ですが、NATO諸国の米国への信頼性が低下すること以上に問題なのは、「米国はNATO第5条を遵守しない」とロシア側が考えるかもしれないということにあります。ロシアが欧州のNATO諸国に手を出さないのは、NATO諸国との戦争が、米国との戦争になると考えているからです。つまり、この点で米国はロシアの行動を抑止できているわけですが、NATO諸国に侵攻しても米国は介入しないとロシアが考えるようになった場合、「抑止は弱まることになる」のです。それはつまり、「NATO・ロシア戦争が起こるリスクが増加することになる」結果をもたらすのです。

それゆえ、著書は「NATOの将来は、大多数の人々が考えているよりもずっと強く、ウクライナの将来と結びついている」と指摘しています。

さて、これまでウクライナにおけるロシアの勝利が及ぼす影響について、この報告書の内容をまとめてきましたが、ロシアはウクライナで勝利するために、米国に対して何を仕掛けているのでしょうか? 著者は「クレムリンが追求しているのは、米国から行動する意志をはぎ取ることだ」と述べます。そして、これこそが、ロシアがウクライナで優勢に立ち、国際的な力を回復するための数少ない手段の一つなのだと指摘しています。

そのためにロシアが追求していることは、以下の3点です。

  1. 米国がウクライナに対して何もしないようにさせること(そうしなければ、ロシアは勝利できない)。

  2. 国際社会における米国の信用・パワー等を低下させること(他国の行動を促す米国の力を消し去る意図)。

  3. ロシアが掲げる原則に沿った国際秩序の創設。

著者は、ウクライナでのロシアの勝利は、ロシアの意に適った世界を受け入れることにつながりかねないと警告しています。

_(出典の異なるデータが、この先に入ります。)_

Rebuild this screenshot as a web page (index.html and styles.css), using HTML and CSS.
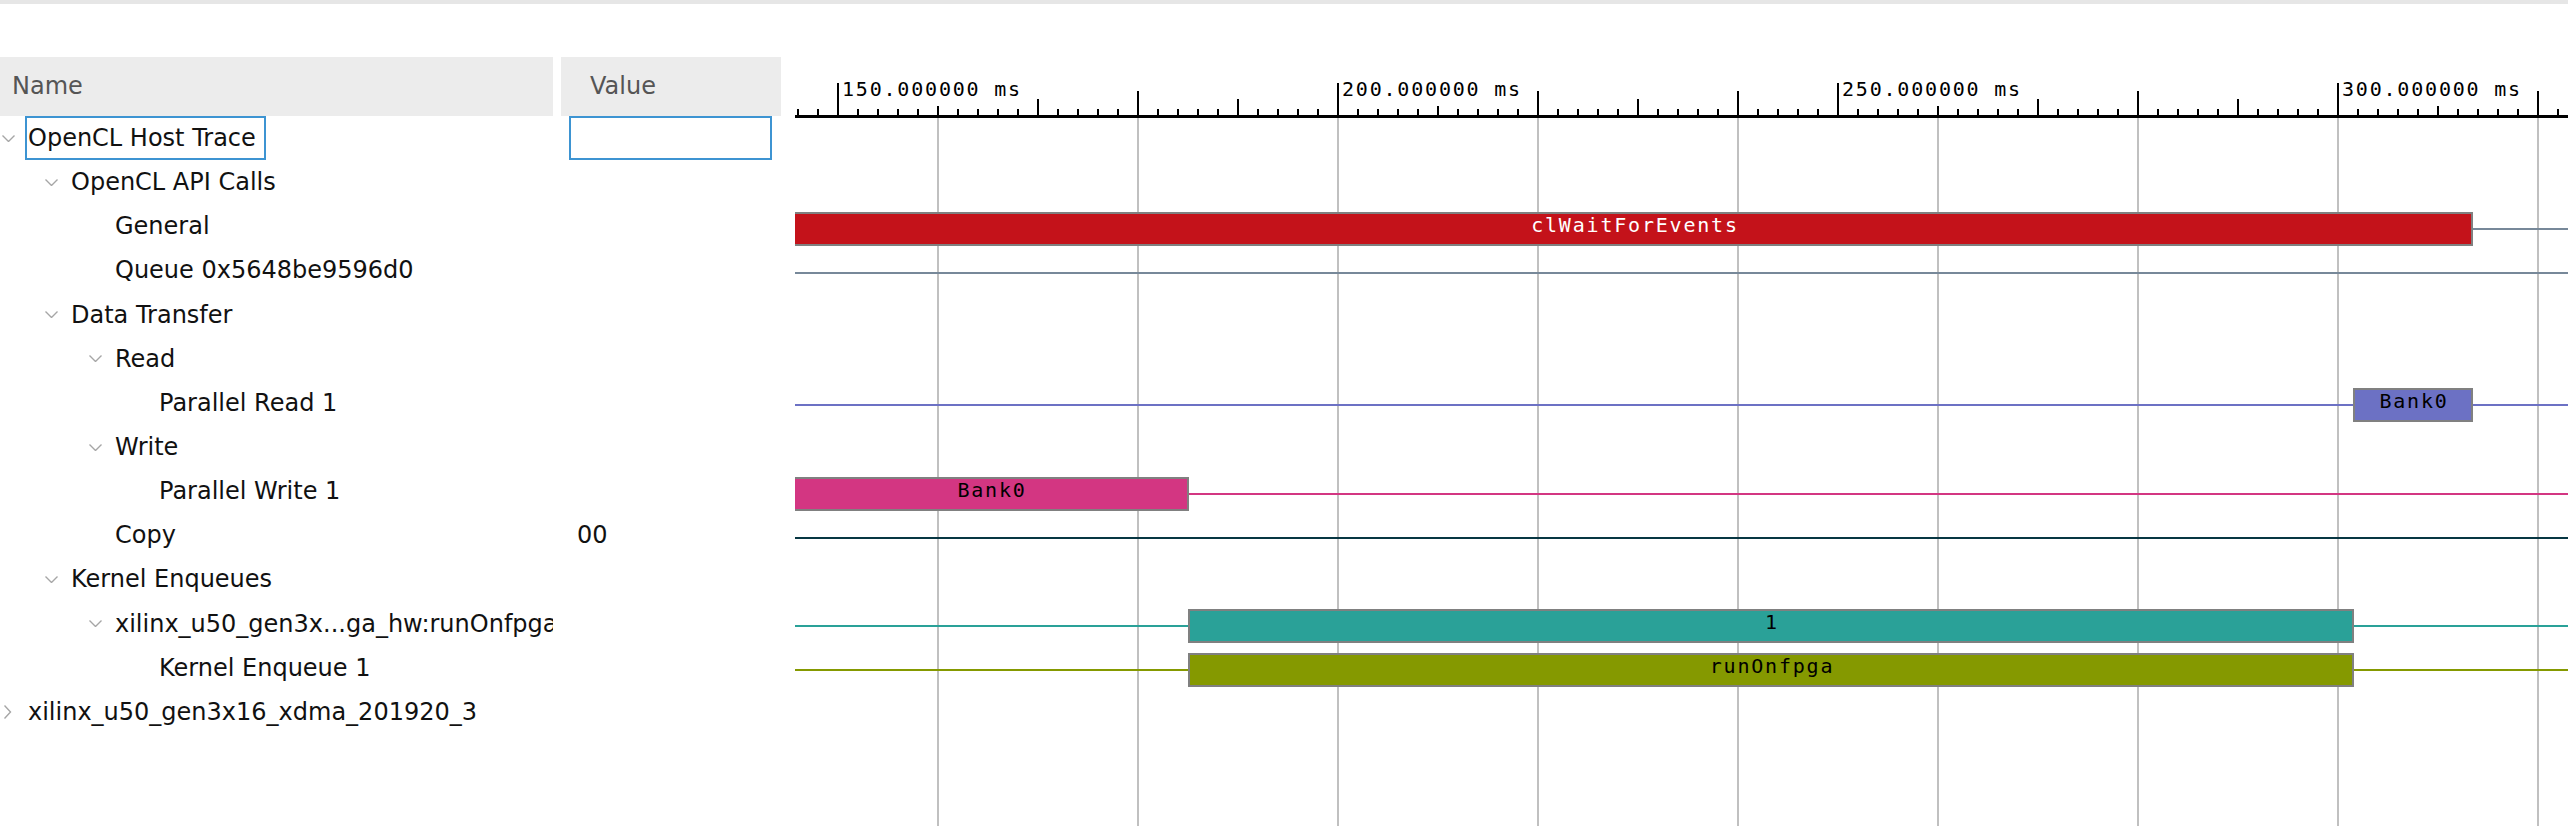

また、ロシアがこのような影響工作(“反射制御”)に成功した場合、この成功事例に基づく手法は、ロシア以外の反西側勢力(例えば中国)も利用するリスクも生じます。

なお、ロシアに立ち向かうことは「常にエスカレーションのリスクが存在する」ことになりますが、「ウクライナにおいて米国が失策をおかすリスクは、ウクライナの勝利を支えることに含まれるリスクよりもずっと大きい」と著者は指摘します。そして、プーチンは「合理的に思考する人物で、リスク回避傾向の人物」であることも踏まえる必要も指摘しています。そして、結局のところ、「核戦争のリスクは、核武装した国家に抵抗する試みすべてにつきまとうもの」なのです。

基本的には、ウクライナにおけるロシアの勝利は、米国の国益と根本から反しており、それは反西側勢力に力を与えるものであることを理解する必要があります。そして、そのような国際環境を招かないようにするためにも、ウクライナを失うわけにはいかないのです。